Mário Nunes
O bolo com fava é uma das características do dia de Reis. Desde há anos que a fava da tradição tem calhado à maioria dos portugueses e o bolo sem fava chega, somente, a um número restrito de privilegiados, a mesas de luxo, onde a poupança é uma palavra desconhecida e o esbanjar não tem regras, enquanto os desfavorecidos enganam o estômago com as migalhas, muitas das vezes dadas por outros que se assemelham a si nesta desdita. Portanto, os portugueses, como diz o ditado popular, têm sido mandados à fava. Neste entendimento, verificamos que os trabalhadores e que vivem do salário do seu trabalho, desde os funcionários públicos até aos professores, agricultores, jornalistas, operários e mais um rol de profissões têm sido mimoseados com as favas da austeridade, logo reduzindo a sua capacidade económica e financeira que os inibe de saborear, em dia de Reis, o bolo sem a fava dura de roer, mas que, “por ser tradição desde há anos”, tem de ser mastigado e engolido.

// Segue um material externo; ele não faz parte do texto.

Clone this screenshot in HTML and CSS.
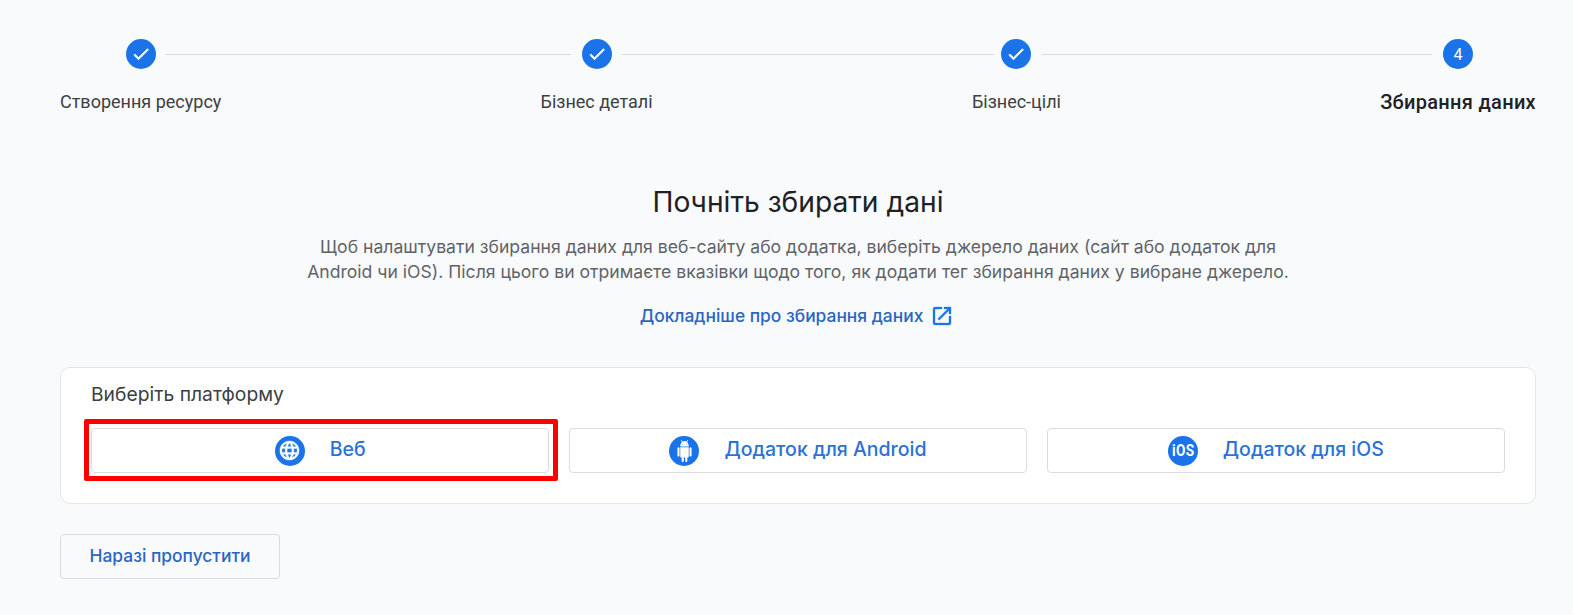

Este ano, a fava é, ainda, mais dura. Foi distribuída pela saúde, educação, transportes, eletricidade, gás, alimentação, comunicações, bebidas, automóveis e outro conjunto de bens e serviços, sem esquecer os impostos diretos e indiretos. São bolos-reis com favas tão grandes que quase eliminam a doçura e anulam o paladar que a boca espera. Mas, são apenas para alguns, A distribuição equitativa está, ainda, em fase de inquérito e precisa de receber o devido parecer.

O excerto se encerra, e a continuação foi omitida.